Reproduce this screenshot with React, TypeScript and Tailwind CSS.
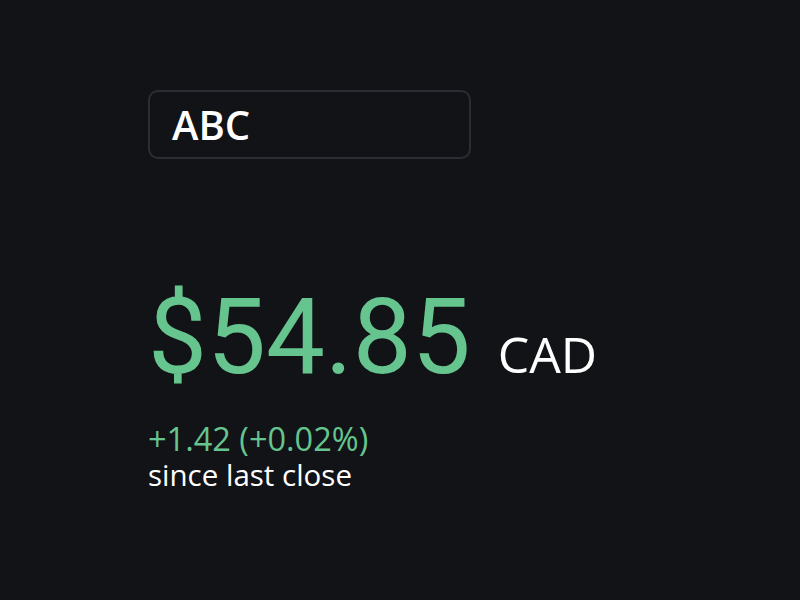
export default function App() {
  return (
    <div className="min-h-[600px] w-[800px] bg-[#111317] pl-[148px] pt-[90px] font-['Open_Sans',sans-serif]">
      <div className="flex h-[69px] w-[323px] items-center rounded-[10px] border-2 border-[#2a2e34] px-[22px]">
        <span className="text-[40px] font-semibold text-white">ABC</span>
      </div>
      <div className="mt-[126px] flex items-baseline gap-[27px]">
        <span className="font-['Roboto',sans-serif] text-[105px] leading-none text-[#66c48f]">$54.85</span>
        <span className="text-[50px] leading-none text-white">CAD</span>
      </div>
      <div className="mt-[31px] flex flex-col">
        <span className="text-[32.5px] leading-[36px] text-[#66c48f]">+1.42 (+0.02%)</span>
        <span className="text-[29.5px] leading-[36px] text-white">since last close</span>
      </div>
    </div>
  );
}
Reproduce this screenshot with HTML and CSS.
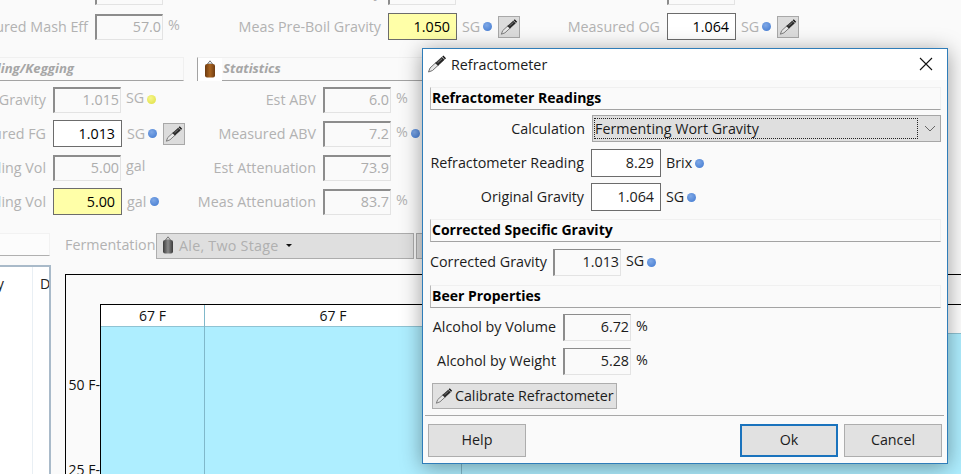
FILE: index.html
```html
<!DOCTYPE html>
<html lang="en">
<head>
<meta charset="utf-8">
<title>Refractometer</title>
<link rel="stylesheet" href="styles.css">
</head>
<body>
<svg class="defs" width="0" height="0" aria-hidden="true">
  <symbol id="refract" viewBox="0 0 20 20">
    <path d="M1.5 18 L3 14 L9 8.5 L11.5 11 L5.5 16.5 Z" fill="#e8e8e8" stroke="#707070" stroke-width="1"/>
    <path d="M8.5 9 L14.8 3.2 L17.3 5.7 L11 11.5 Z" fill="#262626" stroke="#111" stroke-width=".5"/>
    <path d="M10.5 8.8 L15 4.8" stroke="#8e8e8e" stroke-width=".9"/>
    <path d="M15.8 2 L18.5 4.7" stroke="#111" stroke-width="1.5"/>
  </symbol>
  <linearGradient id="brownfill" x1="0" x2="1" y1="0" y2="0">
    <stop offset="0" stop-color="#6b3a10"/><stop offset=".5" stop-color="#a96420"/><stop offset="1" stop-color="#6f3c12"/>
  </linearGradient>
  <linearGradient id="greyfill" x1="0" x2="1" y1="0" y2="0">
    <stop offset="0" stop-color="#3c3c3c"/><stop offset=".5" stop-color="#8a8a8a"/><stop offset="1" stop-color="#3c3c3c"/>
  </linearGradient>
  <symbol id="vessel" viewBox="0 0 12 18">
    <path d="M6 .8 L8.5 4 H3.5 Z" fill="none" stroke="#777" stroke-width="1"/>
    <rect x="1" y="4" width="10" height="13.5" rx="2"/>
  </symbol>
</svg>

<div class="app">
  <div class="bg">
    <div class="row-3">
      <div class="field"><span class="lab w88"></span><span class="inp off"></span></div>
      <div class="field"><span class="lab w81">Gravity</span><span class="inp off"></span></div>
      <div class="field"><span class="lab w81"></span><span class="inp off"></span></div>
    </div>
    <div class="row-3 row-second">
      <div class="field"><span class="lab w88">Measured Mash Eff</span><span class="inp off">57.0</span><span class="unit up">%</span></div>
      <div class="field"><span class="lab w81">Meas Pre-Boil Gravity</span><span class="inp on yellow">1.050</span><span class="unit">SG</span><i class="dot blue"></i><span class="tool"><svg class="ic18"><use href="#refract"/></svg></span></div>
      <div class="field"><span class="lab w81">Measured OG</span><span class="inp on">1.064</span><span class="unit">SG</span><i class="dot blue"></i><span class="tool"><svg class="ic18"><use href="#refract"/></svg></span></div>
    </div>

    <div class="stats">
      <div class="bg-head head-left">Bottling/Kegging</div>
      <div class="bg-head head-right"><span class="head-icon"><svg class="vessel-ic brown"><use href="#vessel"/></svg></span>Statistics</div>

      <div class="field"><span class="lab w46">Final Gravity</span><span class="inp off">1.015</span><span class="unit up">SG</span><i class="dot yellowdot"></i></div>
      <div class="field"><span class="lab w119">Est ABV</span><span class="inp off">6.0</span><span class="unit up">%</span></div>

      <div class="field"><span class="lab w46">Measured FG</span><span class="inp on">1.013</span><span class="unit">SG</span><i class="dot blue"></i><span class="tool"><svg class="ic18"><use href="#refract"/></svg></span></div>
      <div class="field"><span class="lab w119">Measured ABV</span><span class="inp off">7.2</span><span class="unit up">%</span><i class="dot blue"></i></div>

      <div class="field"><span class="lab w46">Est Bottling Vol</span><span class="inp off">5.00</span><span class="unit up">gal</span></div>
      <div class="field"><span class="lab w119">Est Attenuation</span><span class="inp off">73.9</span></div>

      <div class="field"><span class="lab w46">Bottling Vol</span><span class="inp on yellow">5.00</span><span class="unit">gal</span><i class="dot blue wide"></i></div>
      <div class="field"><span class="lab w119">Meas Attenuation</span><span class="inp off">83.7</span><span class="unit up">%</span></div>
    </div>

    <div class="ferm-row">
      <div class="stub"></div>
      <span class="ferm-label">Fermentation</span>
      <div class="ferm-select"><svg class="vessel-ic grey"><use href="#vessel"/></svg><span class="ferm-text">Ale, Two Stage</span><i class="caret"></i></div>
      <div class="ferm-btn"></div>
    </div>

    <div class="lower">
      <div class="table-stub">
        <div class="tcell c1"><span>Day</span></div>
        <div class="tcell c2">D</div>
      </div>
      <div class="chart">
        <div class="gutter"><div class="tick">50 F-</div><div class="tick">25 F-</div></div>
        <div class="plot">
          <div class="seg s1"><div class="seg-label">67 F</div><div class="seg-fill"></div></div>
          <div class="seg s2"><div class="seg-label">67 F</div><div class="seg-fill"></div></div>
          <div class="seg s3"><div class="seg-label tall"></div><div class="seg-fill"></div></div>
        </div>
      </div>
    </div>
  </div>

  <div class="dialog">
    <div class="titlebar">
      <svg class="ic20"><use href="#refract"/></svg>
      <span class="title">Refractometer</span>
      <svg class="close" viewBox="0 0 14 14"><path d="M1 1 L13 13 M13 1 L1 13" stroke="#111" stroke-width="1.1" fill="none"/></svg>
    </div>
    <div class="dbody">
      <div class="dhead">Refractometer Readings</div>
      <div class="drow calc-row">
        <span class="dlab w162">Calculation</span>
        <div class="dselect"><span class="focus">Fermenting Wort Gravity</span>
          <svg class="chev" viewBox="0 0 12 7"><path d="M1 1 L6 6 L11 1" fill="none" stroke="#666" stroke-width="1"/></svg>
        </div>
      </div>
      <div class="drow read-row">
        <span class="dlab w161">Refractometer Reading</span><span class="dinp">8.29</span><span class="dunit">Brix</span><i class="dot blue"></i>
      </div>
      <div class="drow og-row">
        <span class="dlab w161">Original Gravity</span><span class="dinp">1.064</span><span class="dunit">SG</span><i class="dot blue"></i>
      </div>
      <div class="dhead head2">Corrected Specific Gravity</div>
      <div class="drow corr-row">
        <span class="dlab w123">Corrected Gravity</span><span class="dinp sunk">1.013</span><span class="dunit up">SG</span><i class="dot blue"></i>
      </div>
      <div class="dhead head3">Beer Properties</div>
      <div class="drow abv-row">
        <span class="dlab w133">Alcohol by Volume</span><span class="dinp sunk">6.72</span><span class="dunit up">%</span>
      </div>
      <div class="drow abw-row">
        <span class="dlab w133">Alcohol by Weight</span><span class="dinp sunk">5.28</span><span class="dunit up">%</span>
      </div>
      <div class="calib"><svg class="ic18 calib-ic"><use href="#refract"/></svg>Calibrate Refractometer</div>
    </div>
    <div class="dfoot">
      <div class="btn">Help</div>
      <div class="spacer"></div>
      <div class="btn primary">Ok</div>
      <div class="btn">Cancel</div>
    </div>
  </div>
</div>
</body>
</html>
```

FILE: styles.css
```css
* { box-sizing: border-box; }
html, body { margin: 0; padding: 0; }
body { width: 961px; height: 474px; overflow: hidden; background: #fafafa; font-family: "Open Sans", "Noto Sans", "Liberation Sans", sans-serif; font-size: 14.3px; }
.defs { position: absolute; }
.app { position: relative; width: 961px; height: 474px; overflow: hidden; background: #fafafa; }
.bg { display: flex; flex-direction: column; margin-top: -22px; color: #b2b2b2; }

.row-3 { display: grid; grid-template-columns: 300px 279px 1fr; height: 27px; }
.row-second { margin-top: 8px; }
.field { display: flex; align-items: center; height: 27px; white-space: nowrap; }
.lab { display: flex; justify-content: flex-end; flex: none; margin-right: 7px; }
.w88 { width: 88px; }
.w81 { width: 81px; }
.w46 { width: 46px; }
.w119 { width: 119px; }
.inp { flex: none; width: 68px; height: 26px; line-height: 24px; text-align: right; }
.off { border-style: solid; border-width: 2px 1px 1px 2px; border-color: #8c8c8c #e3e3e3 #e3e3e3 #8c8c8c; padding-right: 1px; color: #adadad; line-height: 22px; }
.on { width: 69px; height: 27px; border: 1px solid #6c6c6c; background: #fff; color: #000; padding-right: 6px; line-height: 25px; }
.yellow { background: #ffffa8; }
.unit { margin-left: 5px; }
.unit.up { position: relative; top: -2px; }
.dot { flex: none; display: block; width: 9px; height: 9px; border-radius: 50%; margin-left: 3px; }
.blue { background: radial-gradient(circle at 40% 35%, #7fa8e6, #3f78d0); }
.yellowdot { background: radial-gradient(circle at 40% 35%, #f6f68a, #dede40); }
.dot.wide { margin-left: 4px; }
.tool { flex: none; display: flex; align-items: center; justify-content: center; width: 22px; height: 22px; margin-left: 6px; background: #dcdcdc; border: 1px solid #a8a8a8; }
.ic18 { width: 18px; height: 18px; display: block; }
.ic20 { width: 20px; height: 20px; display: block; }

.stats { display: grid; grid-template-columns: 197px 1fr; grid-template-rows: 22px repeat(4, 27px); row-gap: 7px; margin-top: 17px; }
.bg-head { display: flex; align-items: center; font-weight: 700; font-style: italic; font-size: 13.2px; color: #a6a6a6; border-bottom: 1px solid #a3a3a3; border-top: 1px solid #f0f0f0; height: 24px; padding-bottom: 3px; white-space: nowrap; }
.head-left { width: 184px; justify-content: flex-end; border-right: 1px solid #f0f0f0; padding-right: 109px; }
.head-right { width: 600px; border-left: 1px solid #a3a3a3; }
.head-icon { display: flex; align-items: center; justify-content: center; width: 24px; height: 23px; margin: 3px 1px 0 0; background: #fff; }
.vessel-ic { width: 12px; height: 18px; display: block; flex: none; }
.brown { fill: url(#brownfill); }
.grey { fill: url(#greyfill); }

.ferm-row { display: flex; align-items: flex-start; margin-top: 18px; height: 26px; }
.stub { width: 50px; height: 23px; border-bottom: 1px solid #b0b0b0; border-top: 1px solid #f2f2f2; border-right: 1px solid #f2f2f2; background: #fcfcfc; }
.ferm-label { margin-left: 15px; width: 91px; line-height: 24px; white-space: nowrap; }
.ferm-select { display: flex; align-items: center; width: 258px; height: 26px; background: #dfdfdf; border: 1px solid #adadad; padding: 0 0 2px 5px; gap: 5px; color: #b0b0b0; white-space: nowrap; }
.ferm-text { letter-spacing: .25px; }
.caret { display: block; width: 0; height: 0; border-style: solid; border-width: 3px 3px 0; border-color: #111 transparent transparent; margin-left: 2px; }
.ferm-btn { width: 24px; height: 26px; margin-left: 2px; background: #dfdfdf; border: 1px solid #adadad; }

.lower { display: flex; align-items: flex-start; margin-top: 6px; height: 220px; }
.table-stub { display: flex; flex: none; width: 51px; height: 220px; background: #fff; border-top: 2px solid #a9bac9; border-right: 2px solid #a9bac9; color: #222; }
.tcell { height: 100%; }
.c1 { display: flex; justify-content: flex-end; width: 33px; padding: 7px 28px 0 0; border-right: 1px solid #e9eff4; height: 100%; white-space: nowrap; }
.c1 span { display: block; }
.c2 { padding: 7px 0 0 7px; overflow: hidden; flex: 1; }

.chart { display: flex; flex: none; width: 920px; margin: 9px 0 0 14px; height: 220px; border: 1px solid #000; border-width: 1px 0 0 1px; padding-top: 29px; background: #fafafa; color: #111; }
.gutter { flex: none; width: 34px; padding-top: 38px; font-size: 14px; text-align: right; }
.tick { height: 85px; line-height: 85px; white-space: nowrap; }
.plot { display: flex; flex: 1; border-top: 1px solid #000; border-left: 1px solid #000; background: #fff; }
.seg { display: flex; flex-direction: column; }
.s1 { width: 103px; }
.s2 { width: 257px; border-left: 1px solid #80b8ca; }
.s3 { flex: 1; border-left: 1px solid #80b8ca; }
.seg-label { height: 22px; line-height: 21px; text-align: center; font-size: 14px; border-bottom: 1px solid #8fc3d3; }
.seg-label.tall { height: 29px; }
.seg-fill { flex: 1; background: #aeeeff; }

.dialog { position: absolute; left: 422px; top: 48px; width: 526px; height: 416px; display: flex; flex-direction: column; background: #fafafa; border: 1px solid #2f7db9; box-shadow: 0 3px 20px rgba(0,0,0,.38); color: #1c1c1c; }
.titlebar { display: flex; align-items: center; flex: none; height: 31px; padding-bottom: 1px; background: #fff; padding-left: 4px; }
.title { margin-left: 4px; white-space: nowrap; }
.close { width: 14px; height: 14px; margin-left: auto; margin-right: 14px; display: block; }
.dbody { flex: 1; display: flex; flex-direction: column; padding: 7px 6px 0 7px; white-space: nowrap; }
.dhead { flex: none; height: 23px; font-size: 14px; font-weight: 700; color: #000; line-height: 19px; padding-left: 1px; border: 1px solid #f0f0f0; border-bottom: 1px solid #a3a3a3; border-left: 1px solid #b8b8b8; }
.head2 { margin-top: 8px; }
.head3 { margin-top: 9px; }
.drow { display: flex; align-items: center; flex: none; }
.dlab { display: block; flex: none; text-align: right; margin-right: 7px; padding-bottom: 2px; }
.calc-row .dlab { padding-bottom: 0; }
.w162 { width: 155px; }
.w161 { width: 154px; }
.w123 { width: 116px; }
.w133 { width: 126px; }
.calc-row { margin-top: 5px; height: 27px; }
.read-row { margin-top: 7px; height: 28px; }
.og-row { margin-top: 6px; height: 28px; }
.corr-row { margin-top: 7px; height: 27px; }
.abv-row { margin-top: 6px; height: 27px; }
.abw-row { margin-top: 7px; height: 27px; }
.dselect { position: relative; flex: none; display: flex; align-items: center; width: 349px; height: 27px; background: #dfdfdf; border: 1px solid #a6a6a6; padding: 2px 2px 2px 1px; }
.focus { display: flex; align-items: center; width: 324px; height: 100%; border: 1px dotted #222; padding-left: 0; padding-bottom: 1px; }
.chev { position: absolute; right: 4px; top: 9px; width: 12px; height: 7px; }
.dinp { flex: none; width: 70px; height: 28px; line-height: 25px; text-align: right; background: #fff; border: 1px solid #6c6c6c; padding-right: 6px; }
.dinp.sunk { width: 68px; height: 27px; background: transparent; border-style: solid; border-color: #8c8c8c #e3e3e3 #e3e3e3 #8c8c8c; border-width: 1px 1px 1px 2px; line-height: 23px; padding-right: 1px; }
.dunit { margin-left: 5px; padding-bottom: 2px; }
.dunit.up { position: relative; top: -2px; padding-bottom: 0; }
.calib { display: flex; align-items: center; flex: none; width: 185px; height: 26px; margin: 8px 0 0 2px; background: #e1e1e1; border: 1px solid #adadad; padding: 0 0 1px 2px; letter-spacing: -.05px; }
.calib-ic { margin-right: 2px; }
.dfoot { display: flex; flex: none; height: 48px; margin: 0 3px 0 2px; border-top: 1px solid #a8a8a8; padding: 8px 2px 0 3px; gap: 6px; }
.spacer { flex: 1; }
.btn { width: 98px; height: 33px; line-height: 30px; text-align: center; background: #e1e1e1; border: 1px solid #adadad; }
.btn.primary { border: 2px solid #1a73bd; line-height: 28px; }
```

Exercise directions: Where a line in the entries holds the word "with", copy that line.

Solution to the problem:
Reproduce this screenshot with React, TypeScript and Tailwind CSS.
Reproduce this screenshot with HTML and CSS.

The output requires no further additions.